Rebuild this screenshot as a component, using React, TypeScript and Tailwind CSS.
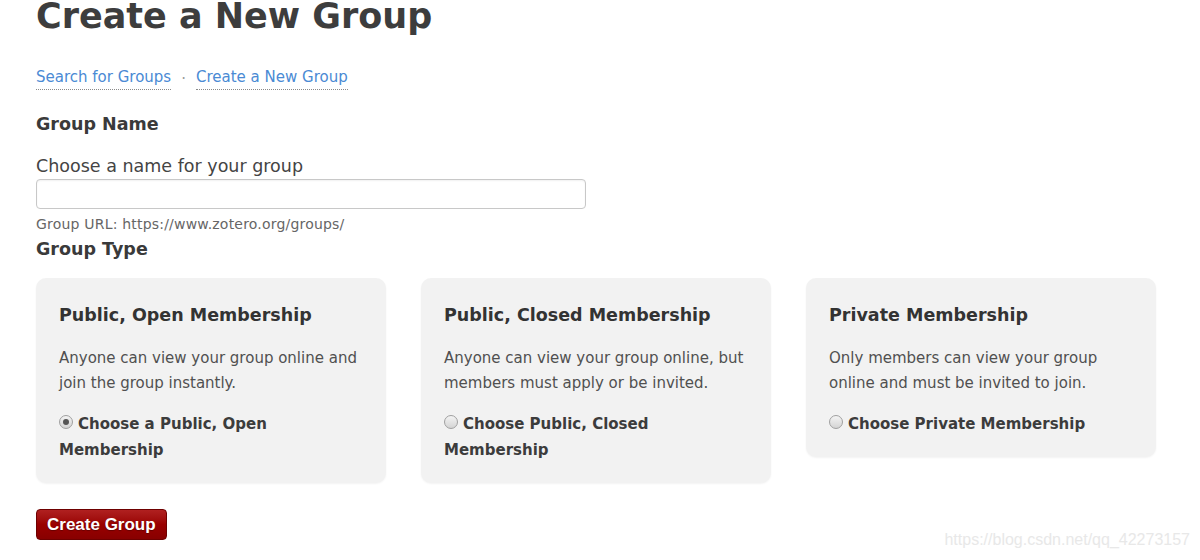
import React from 'react';

const font = "font-['DejaVu_Sans',Verdana,sans-serif]";

const Radio: React.FC<{ checked?: boolean }> = ({ checked }) => (
  <span className="relative -top-[3px] mr-[5px] inline-flex h-[14px] w-[14px] shrink-0 items-center justify-center rounded-full border border-[#a0a0a0] bg-gradient-to-b from-[#f4f4f4] to-[#d4d4d4] align-middle">
    {checked && <span className="h-[6px] w-[6px] rounded-full bg-[#555]"></span>}
  </span>
);

const App: React.FC = () => {
  const types = [
    {
      title: "Public, Open Membership",
      desc: "Anyone can view your group online and join the group instantly.",
      choice: "Choose a Public, Open Membership",
      checked: true
    },
    {
      title: "Public, Closed Membership",
      desc: "Anyone can view your group online, but members must apply or be invited.",
      choice: "Choose Public, Closed Membership",
      checked: false
    },
    {
      title: "Private Membership",
      desc: "Only members can view your group online and must be invited to join.",
      choice: "Choose Private Membership",
      checked: false
    }
  ];

  return (
    <div className={`relative h-[560px] w-[1200px] overflow-hidden bg-white pl-[36px] text-[#3c3c3c] ${font}`}>
      <h1 className="-mt-[5px] text-[35px] font-bold leading-[42px] text-[#3d3d3d]">Create a New Group</h1>

      <div className="mt-[30px] flex items-center text-[15px] leading-[20px] text-[#4a8ad4]">
        <a className="inline-block border-b border-dotted border-[#8a8a8a] pb-[2px]">Search for Groups</a>
        <span className="mx-[10px] text-[#9a9a9a]">·</span>
        <a className="inline-block border-b border-dotted border-[#8a8a8a] pb-[2px]">Create a New Group</a>
      </div>

      <h2 className="mt-[22px] text-[17.5px] font-bold leading-[24px] text-[#3a3a3a]">Group Name</h2>

      <label className="mt-[18px] block text-[17.5px] leading-[24px] text-[#444]">Choose a name for your group</label>
      <input type="text" className="mt-[1px] block h-[30px] w-[550px] rounded-[4px] border border-[#c8c8c8] bg-white shadow-[inset_0_1px_2px_rgba(0,0,0,0.06)] outline-none" />
      <p className="mt-[6px] text-[14px] leading-[18px] tracking-[0.2px] text-[#666]">Group URL: https://www.zotero.org/groups/</p>

      <h2 className="mt-[4px] text-[17.5px] font-bold leading-[24px] text-[#3a3a3a]">Group Type</h2>

      <div className="mt-[17px] grid w-[1120px] grid-cols-3 items-start gap-[35px]">
        {types.map((t, i) => (
          <div key={i} className="rounded-[10px] bg-[#f2f2f2] px-[23px] pt-[25px] pb-[20px] shadow-[0_1px_2px_rgba(0,0,0,0.05)]">
            <h3 className="text-[17.5px] font-bold leading-[25px] text-[#333]">{t.title}</h3>
            <p className="mt-[18px] text-[15px] leading-[25px] text-[#505050]">{t.desc}</p>
            <p className="mt-[15px] text-[15px] font-bold leading-[26px] text-[#3c3c3c]">
              <Radio checked={t.checked} />
              {t.choice}
            </p>
          </div>
        ))}
      </div>

      <button className="mt-[26px] block h-[31px] rounded-[4px] border border-[#6e0000] bg-gradient-to-b from-[#b02020] via-[#990000] to-[#880000] px-[10px] font-['Liberation_Sans',Arial,sans-serif] text-[17px] font-bold text-white [text-shadow:0_1px_1px_rgba(0,0,0,0.3)]">
        Create Group
      </button>

      <div className="absolute right-[10px] bottom-[8px] font-['Liberation_Sans',Arial,sans-serif] text-[16px] text-[#e8e8e8]">
        https://blog.csdn.net/qq_42273157
      </div>
    </div>
  );
};

export default App;
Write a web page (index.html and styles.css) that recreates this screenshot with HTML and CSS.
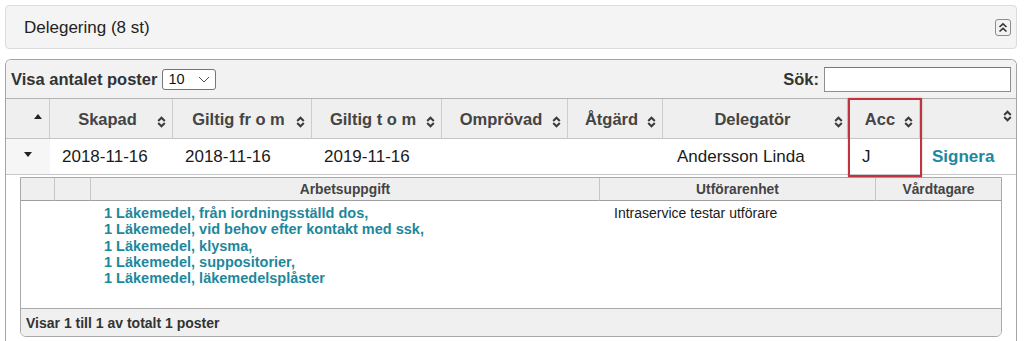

# Problem description
Every record above should be written out again exactly; the pictures stay out of the copy.

# Answer to this task
Rebuild this screenshot as a component, using React, TypeScript and Tailwind CSS.
import React from 'react';

const font = "font-['DejaVu_Sans',Verdana,sans-serif]";

const Radio: React.FC<{ checked?: boolean }> = ({ checked }) => (
  <span className="relative -top-[3px] mr-[5px] inline-flex h-[14px] w-[14px] shrink-0 items-center justify-center rounded-full border border-[#a0a0a0] bg-gradient-to-b from-[#f4f4f4] to-[#d4d4d4] align-middle">
    {checked && <span className="h-[6px] w-[6px] rounded-full bg-[#555]"></span>}
  </span>
);

const App: React.FC = () => {
  const types = [
    {
      title: "Public, Open Membership",
      desc: "Anyone can view your group online and join the group instantly.",
      choice: "Choose a Public, Open Membership",
      checked: true
    },
    {
      title: "Public, Closed Membership",
      desc: "Anyone can view your group online, but members must apply or be invited.",
      choice: "Choose Public, Closed Membership",
      checked: false
    },
    {
      title: "Private Membership",
      desc: "Only members can view your group online and must be invited to join.",
      choice: "Choose Private Membership",
      checked: false
    }
  ];

  return (
    <div className={`relative h-[560px] w-[1200px] overflow-hidden bg-white pl-[36px] text-[#3c3c3c] ${font}`}>
      <h1 className="-mt-[5px] text-[35px] font-bold leading-[42px] text-[#3d3d3d]">Create a New Group</h1>

      <div className="mt-[30px] flex items-center text-[15px] leading-[20px] text-[#4a8ad4]">
        <a className="inline-block border-b border-dotted border-[#8a8a8a] pb-[2px]">Search for Groups</a>
        <span className="mx-[10px] text-[#9a9a9a]">·</span>
        <a className="inline-block border-b border-dotted border-[#8a8a8a] pb-[2px]">Create a New Group</a>
      </div>

      <h2 className="mt-[22px] text-[17.5px] font-bold leading-[24px] text-[#3a3a3a]">Group Name</h2>

      <label className="mt-[18px] block text-[17.5px] leading-[24px] text-[#444]">Choose a name for your group</label>
      <input type="text" className="mt-[1px] block h-[30px] w-[550px] rounded-[4px] border border-[#c8c8c8] bg-white shadow-[inset_0_1px_2px_rgba(0,0,0,0.06)] outline-none" />
      <p className="mt-[6px] text-[14px] leading-[18px] tracking-[0.2px] text-[#666]">Group URL: https://www.zotero.org/groups/</p>

      <h2 className="mt-[4px] text-[17.5px] font-bold leading-[24px] text-[#3a3a3a]">Group Type</h2>

      <div className="mt-[17px] grid w-[1120px] grid-cols-3 items-start gap-[35px]">
        {types.map((t, i) => (
          <div key={i} className="rounded-[10px] bg-[#f2f2f2] px-[23px] pt-[25px] pb-[20px] shadow-[0_1px_2px_rgba(0,0,0,0.05)]">
            <h3 className="text-[17.5px] font-bold leading-[25px] text-[#333]">{t.title}</h3>
            <p className="mt-[18px] text-[15px] leading-[25px] text-[#505050]">{t.desc}</p>
            <p className="mt-[15px] text-[15px] font-bold leading-[26px] text-[#3c3c3c]">
              <Radio checked={t.checked} />
              {t.choice}
            </p>
          </div>
        ))}
      </div>

      <button className="mt-[26px] block h-[31px] rounded-[4px] border border-[#6e0000] bg-gradient-to-b from-[#b02020] via-[#990000] to-[#880000] px-[10px] font-['Liberation_Sans',Arial,sans-serif] text-[17px] font-bold text-white [text-shadow:0_1px_1px_rgba(0,0,0,0.3)]">
        Create Group
      </button>

      <div className="absolute right-[10px] bottom-[8px] font-['Liberation_Sans',Arial,sans-serif] text-[16px] text-[#e8e8e8]">
        https://blog.csdn.net/qq_42273157
      </div>
    </div>
  );
};

export default App;
Write a web page (index.html and styles.css) that recreates this screenshot with HTML and CSS.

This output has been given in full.